§ PROBLEM REQUIREMENTS: Restate each line of the listing exactly, without carrying over any pictures.
************
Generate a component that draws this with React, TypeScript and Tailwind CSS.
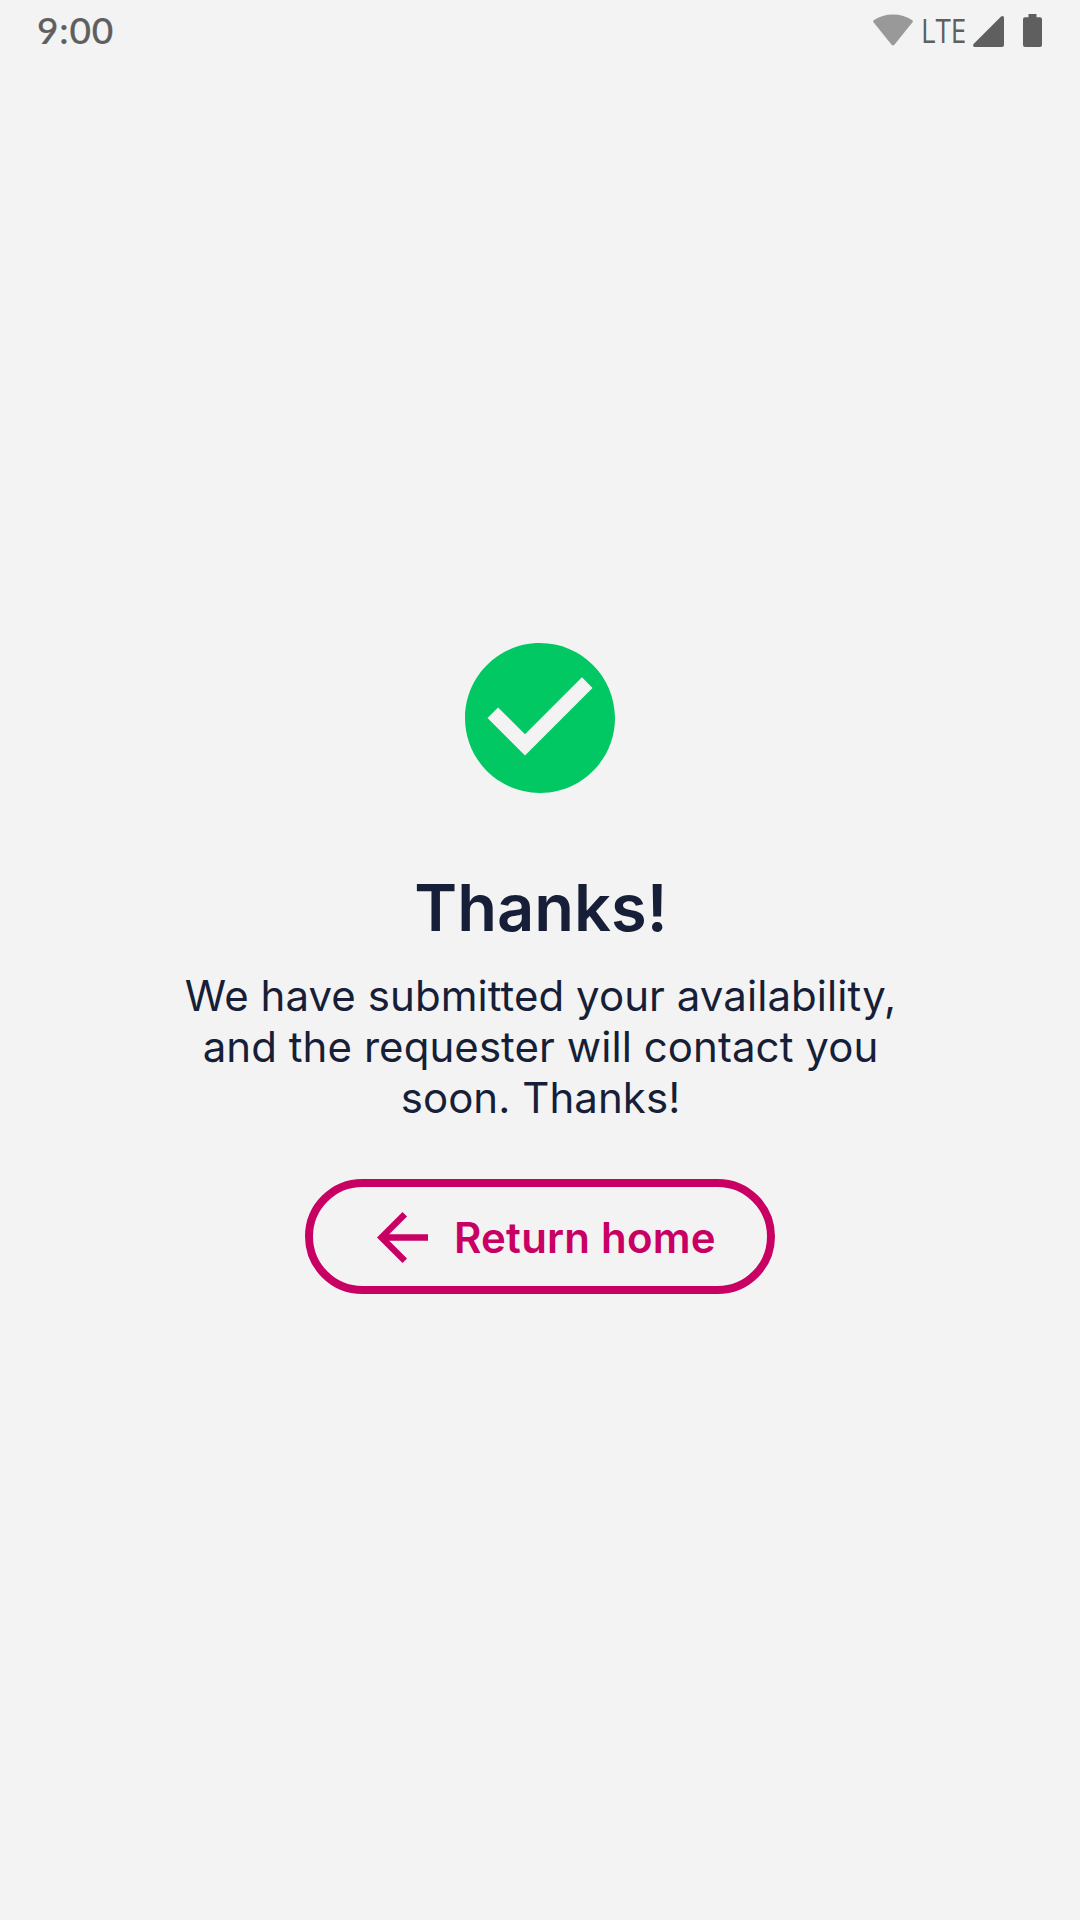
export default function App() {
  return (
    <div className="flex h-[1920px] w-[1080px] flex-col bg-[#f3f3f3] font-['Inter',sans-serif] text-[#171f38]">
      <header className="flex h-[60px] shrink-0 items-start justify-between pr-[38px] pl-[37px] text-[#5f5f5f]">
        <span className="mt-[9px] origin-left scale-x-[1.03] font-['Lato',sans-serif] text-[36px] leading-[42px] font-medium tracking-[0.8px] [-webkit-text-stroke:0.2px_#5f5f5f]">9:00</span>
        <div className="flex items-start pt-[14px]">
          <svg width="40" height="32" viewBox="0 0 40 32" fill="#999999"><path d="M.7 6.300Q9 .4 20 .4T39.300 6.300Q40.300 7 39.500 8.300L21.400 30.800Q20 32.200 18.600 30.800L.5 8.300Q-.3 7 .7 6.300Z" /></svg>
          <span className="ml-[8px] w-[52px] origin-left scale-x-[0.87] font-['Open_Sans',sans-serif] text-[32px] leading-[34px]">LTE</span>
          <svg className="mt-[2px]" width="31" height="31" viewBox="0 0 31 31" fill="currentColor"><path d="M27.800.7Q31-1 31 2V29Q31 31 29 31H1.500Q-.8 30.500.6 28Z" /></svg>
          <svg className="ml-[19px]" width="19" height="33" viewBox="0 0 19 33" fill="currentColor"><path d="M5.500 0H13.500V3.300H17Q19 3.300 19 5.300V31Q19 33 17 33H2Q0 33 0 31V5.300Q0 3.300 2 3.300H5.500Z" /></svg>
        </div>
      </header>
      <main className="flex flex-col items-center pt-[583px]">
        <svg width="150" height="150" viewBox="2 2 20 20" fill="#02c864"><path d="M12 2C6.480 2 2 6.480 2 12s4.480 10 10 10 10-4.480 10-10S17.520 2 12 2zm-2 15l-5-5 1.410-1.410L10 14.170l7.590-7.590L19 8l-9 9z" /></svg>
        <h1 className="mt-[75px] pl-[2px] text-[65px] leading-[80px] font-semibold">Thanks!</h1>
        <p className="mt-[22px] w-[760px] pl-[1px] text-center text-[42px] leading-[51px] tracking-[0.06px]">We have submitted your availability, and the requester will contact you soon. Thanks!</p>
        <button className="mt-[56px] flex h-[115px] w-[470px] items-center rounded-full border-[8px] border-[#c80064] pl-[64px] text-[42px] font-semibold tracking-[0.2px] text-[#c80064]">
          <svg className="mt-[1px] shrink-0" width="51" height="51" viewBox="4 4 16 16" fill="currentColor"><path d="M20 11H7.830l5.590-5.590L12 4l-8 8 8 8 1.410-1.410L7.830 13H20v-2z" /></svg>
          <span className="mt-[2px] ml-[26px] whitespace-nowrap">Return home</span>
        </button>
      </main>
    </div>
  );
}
************
§ RESPONSE TO THIS EXERCISE:
Generate a component that draws this with React, TypeScript and Tailwind CSS.
export default function App() {
  return (
    <div className="flex h-[1920px] w-[1080px] flex-col bg-[#f3f3f3] font-['Inter',sans-serif] text-[#171f38]">
      <header className="flex h-[60px] shrink-0 items-start justify-between pr-[38px] pl-[37px] text-[#5f5f5f]">
        <span className="mt-[9px] origin-left scale-x-[1.03] font-['Lato',sans-serif] text-[36px] leading-[42px] font-medium tracking-[0.8px] [-webkit-text-stroke:0.2px_#5f5f5f]">9:00</span>
        <div className="flex items-start pt-[14px]">
          <svg width="40" height="32" viewBox="0 0 40 32" fill="#999999"><path d="M.7 6.300Q9 .4 20 .4T39.300 6.300Q40.300 7 39.500 8.300L21.400 30.800Q20 32.200 18.600 30.800L.5 8.300Q-.3 7 .7 6.300Z" /></svg>
          <span className="ml-[8px] w-[52px] origin-left scale-x-[0.87] font-['Open_Sans',sans-serif] text-[32px] leading-[34px]">LTE</span>
          <svg className="mt-[2px]" width="31" height="31" viewBox="0 0 31 31" fill="currentColor"><path d="M27.800.7Q31-1 31 2V29Q31 31 29 31H1.500Q-.8 30.500.6 28Z" /></svg>
          <svg className="ml-[19px]" width="19" height="33" viewBox="0 0 19 33" fill="currentColor"><path d="M5.500 0H13.500V3.300H17Q19 3.300 19 5.300V31Q19 33 17 33H2Q0 33 0 31V5.300Q0 3.300 2 3.300H5.500Z" /></svg>
        </div>
      </header>
      <main className="flex flex-col items-center pt-[583px]">
        <svg width="150" height="150" viewBox="2 2 20 20" fill="#02c864"><path d="M12 2C6.480 2 2 6.480 2 12s4.480 10 10 10 10-4.480 10-10S17.520 2 12 2zm-2 15l-5-5 1.410-1.410L10 14.170l7.590-7.590L19 8l-9 9z" /></svg>
        <h1 className="mt-[75px] pl-[2px] text-[65px] leading-[80px] font-semibold">Thanks!</h1>
        <p className="mt-[22px] w-[760px] pl-[1px] text-center text-[42px] leading-[51px] tracking-[0.06px]">We have submitted your availability, and the requester will contact you soon. Thanks!</p>
        <button className="mt-[56px] flex h-[115px] w-[470px] items-center rounded-full border-[8px] border-[#c80064] pl-[64px] text-[42px] font-semibold tracking-[0.2px] text-[#c80064]">
          <svg className="mt-[1px] shrink-0" width="51" height="51" viewBox="4 4 16 16" fill="currentColor"><path d="M20 11H7.830l5.590-5.590L12 4l-8 8 8 8 1.410-1.410L7.830 13H20v-2z" /></svg>
          <span className="mt-[2px] ml-[26px] whitespace-nowrap">Return home</span>
        </button>
      </main>
    </div>
  );
}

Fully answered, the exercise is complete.